> **Objective**: Please report every line from the material that contains the word "TypeScript".

***

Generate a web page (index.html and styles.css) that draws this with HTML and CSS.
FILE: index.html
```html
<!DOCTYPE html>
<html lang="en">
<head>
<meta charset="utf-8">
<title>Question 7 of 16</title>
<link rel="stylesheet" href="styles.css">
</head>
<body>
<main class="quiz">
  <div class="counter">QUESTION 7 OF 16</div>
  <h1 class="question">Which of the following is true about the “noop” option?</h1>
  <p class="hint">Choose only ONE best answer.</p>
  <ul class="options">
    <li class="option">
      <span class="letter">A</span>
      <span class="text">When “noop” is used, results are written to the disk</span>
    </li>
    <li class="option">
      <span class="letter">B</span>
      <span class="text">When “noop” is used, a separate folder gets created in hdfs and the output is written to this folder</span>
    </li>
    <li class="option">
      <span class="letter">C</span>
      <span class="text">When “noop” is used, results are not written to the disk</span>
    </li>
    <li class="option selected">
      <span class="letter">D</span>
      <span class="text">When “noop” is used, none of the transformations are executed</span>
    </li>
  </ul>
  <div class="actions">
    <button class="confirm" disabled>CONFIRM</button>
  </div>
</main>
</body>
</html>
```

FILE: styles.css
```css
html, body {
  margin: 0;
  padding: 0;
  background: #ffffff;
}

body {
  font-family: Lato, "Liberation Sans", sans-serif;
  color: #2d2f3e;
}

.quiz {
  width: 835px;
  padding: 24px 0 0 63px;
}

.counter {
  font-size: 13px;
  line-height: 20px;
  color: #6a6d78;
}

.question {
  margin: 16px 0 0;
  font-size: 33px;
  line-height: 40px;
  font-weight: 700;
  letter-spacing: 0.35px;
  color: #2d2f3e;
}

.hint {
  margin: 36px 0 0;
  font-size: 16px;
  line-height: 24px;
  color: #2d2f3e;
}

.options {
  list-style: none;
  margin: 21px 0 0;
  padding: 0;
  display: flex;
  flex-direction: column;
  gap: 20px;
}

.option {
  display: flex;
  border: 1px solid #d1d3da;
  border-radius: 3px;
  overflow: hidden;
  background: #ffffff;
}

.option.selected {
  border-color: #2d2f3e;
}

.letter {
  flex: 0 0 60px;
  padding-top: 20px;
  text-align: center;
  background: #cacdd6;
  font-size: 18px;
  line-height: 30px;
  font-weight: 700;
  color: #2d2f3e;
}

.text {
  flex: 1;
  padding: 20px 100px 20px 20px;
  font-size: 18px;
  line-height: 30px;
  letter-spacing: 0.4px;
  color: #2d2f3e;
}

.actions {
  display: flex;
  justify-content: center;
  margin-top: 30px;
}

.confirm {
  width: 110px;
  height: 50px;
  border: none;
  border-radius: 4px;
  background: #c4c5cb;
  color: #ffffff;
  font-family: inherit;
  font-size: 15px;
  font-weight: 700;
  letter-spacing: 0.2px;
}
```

***

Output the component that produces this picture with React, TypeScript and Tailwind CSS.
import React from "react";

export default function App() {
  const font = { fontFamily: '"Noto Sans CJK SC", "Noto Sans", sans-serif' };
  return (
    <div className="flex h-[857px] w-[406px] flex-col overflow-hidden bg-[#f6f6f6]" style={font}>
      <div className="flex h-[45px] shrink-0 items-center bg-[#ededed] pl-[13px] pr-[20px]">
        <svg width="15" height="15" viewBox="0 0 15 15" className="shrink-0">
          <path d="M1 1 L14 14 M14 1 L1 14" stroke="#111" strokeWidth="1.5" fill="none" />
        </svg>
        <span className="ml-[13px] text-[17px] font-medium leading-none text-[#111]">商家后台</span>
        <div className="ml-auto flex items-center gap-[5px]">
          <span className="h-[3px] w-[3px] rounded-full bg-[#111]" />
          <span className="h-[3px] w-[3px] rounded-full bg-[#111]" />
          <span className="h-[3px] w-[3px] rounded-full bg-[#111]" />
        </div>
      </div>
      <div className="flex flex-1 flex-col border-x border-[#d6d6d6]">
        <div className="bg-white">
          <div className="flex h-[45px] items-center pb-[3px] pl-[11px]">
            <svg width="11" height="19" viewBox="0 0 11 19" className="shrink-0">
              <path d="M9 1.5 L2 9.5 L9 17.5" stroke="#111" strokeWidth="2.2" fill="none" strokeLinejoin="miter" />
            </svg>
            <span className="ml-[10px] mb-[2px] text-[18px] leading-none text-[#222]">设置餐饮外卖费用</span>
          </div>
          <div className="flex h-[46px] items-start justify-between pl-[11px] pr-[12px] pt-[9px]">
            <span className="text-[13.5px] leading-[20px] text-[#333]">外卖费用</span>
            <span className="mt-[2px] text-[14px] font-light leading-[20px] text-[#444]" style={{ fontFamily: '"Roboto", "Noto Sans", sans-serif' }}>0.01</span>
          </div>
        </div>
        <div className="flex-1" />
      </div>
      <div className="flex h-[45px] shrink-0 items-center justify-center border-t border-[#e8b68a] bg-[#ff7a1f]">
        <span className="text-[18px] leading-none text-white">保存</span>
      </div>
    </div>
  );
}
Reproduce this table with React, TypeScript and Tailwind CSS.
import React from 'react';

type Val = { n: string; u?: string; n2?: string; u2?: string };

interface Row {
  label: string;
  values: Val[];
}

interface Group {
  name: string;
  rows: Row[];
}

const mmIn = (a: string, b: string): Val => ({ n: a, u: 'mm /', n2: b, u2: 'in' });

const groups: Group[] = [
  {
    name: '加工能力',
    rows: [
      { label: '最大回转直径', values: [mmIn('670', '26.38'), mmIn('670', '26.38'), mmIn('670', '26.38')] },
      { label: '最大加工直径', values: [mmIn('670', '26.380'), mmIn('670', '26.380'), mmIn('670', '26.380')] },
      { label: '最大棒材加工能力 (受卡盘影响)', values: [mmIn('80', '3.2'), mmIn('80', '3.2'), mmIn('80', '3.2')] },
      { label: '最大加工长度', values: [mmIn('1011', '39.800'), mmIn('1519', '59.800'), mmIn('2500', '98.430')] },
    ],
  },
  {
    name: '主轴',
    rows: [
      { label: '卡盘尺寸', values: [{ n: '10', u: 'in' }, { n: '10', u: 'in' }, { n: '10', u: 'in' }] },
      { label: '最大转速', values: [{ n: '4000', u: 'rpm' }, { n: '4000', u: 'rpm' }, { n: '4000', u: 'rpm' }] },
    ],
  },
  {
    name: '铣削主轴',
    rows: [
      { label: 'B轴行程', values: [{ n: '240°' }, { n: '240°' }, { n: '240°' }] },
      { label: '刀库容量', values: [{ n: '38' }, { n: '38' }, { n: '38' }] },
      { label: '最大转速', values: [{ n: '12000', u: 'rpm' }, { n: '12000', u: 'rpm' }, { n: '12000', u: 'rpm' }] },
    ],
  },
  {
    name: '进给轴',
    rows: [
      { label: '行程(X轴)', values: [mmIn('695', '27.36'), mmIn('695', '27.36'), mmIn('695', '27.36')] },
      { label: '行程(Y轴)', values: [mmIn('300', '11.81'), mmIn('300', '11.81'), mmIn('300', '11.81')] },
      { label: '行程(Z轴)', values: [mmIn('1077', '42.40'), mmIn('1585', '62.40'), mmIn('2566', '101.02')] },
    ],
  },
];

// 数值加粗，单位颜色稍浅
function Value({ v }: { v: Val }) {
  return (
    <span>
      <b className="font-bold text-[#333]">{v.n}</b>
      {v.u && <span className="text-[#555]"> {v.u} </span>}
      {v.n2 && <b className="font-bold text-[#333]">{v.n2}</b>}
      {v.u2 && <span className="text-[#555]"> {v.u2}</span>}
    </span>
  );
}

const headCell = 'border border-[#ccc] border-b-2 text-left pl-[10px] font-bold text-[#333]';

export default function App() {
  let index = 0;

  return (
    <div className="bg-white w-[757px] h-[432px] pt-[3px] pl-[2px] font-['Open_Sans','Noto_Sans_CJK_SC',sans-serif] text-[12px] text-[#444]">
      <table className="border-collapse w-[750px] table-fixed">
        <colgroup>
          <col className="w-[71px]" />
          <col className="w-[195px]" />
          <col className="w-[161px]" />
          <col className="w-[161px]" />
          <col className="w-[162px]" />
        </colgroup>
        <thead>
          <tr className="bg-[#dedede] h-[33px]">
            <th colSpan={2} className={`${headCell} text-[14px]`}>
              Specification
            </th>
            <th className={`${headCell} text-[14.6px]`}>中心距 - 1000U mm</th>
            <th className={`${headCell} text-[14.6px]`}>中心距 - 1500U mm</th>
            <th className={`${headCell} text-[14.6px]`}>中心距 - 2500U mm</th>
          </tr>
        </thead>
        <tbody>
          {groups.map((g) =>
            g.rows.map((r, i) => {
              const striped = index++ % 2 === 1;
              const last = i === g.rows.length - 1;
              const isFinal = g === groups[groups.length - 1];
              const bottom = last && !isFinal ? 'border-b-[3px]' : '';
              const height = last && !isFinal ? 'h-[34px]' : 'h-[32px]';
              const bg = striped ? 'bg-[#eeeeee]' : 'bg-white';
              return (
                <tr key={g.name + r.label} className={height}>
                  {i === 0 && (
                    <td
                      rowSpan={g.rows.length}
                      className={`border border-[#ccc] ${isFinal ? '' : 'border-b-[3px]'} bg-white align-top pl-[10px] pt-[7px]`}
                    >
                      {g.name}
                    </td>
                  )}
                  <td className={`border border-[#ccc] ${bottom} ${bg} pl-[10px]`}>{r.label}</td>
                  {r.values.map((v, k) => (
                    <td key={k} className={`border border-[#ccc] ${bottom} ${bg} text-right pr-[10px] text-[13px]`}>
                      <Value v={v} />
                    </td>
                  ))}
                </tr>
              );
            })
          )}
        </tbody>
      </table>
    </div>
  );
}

***

> **Written answer**:
Output the component that produces this picture with React, TypeScript and Tailwind CSS.
Reproduce this table with React, TypeScript and Tailwind CSS.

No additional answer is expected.